The Sand/Paint demo was a fun and engaging activity to have during class time. Since this is a such an interesting topic to look into, the research was hardly work and the hardest part was figuring out how to best present the process to a room full of people. While Sand and Paint animation is a visual art form, it is really best understood while experiencing it yourself. This sort of art making definitely strikes home with me due to the fact that one of my opinions on art is that the experience of the creating process can be just as important as the end result. Since our group did a "live" video of the paint animation I would be interested in using the stop-motion approach if I were to try it again. As mentioned earlier, it was sort of difficult to conceive of an idea to animate using these techniques, but with more opportunities I think that using sand and paint animation with students could be successful.
At this point I still don't feel overly confident with Photoshop, but after this project, I feel like I have a better understanding of what I can accomplish while using it.

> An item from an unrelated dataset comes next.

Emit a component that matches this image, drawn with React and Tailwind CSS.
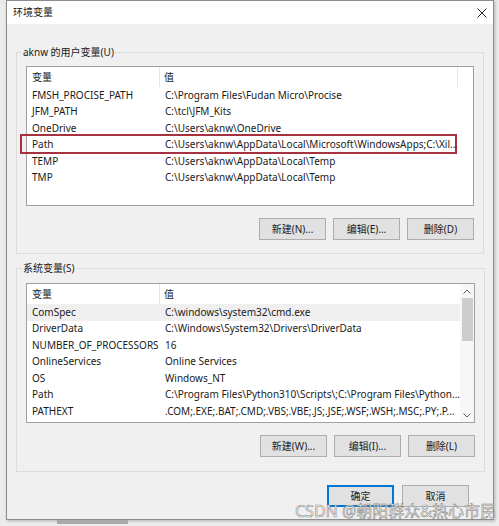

I was surprised mostly by how easily individual "still frames" (layers) can be transformed into a film clip. I definitely see this as a project that could be accomplished in a classroom. I would perhaps lead up to this assignment with other projects working with Photoshop in order for the students to feel comfortable and have an understanding of what the possibilities are when creating an animation using this process. Knowing what tools there are and how they function is vital to the success of this project, therefore I feel that students should have a foundation of basic Photoshop capabilities before attempting this assignment. I would definitely have the students compile their own image bank since half of the fun was seeing what your classmates came up with for the word given. But I would also probably provide a few solid examples for each word since some of the quality of imagery (not content, but quality) was a little lacking and I felt went unused because of it.